I have booked him and Chris Petit to run a workshop on creative writing and a sense of place, using Shoreham Airport as a point of inspiration. The spaces are limited, I know it’s going to be very VERY popular. I’ll be shoo-ing wannabe participants away at the doors, alas.

After our walking and talking he has decided that he wants to interview ME to talk about how I have engaged with the airport, gained access to these research materials and information, and how this infuses my writing. These poor people who want to see Mr Sinclair but get me, they’ll probably start hurling water bottles and rotten tomatoes at my head.

Recently, I made a discovery in the archives that made my hair almost drop out with excitement. A character that I am in the process of conjuring into being in my mind was there; or rather, I found him. Or he found me. A ghost from the past – a gift – like a haunted story that wants to be whispered through me.

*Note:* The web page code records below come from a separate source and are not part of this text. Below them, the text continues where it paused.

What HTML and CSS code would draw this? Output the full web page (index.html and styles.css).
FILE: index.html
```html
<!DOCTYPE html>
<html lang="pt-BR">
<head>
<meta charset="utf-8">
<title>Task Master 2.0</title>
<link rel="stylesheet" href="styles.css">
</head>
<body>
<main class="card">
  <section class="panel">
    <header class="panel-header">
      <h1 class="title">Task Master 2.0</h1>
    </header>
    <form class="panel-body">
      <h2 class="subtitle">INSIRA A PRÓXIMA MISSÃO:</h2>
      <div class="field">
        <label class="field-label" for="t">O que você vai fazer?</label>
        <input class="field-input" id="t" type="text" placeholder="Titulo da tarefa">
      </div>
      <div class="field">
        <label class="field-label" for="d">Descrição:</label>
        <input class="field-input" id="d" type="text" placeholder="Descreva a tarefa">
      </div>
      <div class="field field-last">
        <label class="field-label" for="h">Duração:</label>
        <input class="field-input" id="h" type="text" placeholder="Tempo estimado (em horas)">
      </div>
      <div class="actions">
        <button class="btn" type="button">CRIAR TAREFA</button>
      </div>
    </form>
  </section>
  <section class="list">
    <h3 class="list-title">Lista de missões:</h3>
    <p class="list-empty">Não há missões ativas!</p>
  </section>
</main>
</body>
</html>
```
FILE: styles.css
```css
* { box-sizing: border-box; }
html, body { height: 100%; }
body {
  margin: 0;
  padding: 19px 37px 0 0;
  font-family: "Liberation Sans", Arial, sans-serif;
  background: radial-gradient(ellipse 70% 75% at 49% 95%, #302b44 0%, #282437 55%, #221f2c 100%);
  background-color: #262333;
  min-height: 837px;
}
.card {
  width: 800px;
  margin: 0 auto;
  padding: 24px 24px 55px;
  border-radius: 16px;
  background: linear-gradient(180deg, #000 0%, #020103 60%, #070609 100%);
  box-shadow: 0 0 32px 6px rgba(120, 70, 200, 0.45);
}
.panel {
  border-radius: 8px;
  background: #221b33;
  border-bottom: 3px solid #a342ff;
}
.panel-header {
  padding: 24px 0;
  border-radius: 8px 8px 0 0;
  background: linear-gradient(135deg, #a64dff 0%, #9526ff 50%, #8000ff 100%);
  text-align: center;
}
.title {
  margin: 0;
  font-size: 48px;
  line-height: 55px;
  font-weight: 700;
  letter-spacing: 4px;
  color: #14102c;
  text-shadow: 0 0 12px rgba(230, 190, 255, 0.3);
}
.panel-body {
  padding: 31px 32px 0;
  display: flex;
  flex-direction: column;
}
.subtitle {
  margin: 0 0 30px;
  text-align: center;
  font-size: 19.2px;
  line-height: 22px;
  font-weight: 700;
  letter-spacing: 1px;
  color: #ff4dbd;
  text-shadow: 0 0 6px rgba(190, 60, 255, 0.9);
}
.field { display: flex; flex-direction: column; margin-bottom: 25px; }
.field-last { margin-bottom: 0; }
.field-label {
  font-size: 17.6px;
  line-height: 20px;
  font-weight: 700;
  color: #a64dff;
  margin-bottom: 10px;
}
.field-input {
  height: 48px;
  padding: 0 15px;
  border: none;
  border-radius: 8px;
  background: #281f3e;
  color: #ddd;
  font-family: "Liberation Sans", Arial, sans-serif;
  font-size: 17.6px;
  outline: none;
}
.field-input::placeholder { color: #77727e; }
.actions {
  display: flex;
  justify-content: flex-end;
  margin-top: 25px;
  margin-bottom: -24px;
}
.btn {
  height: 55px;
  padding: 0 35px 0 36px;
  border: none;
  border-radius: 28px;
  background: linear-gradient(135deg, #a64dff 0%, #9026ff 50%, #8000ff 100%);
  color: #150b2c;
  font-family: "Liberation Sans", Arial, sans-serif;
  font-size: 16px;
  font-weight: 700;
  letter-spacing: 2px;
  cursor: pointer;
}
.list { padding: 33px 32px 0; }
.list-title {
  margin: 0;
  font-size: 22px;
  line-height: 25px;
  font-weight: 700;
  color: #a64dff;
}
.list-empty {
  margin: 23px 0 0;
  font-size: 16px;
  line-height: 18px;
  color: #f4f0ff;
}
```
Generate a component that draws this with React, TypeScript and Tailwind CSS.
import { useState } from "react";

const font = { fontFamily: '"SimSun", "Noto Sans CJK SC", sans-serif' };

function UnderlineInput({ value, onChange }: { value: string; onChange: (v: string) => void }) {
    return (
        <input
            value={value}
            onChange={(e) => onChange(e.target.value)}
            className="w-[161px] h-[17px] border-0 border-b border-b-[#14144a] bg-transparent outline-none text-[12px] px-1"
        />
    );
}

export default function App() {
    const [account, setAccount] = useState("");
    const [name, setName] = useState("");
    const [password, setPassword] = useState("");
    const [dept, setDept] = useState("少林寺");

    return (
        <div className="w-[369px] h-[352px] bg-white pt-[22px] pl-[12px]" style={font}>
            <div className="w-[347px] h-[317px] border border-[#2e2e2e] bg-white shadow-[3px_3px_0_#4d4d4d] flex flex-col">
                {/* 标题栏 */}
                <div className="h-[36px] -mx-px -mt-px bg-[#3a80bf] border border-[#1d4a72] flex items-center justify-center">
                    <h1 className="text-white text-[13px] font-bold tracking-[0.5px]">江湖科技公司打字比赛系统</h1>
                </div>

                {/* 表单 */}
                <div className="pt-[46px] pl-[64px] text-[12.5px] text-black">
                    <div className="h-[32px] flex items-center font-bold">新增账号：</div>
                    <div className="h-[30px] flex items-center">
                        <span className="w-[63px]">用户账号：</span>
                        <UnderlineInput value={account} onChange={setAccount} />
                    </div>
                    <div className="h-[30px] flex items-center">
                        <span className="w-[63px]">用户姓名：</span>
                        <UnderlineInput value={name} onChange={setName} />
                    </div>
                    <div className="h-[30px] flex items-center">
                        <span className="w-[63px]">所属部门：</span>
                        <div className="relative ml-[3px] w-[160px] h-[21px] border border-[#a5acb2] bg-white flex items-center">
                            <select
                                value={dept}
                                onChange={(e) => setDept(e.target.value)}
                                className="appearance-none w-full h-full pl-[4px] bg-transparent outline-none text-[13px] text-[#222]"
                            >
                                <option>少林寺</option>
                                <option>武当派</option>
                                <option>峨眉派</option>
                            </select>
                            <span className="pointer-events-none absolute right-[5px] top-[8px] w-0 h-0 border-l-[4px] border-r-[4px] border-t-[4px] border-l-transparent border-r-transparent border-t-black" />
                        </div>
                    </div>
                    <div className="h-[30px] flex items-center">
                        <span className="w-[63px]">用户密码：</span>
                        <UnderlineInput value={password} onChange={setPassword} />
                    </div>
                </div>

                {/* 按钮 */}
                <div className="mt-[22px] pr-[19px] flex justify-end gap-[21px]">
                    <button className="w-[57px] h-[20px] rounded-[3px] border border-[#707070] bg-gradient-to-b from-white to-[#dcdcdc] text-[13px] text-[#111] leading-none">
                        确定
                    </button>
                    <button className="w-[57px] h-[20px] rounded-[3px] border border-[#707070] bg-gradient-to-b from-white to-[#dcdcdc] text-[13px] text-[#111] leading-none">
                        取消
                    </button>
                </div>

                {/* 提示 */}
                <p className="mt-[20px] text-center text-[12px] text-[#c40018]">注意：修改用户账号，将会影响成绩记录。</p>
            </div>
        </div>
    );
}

I discussed with Iain Sinclair the peculiar nature of, to use his word, channelling stories. He insisted that when the flow is there, the story ripe to be told, the stars in line and so on, then it is as if the universe throws up everything one needs. This is certainly my experience. It’s eery, and a part of the writing process that I love the best, but also it unnerves me.

What’s that Goethe quote? … just googling it: oh yes, ‘at the moment of commitment, the entire universe conspires to assist you’.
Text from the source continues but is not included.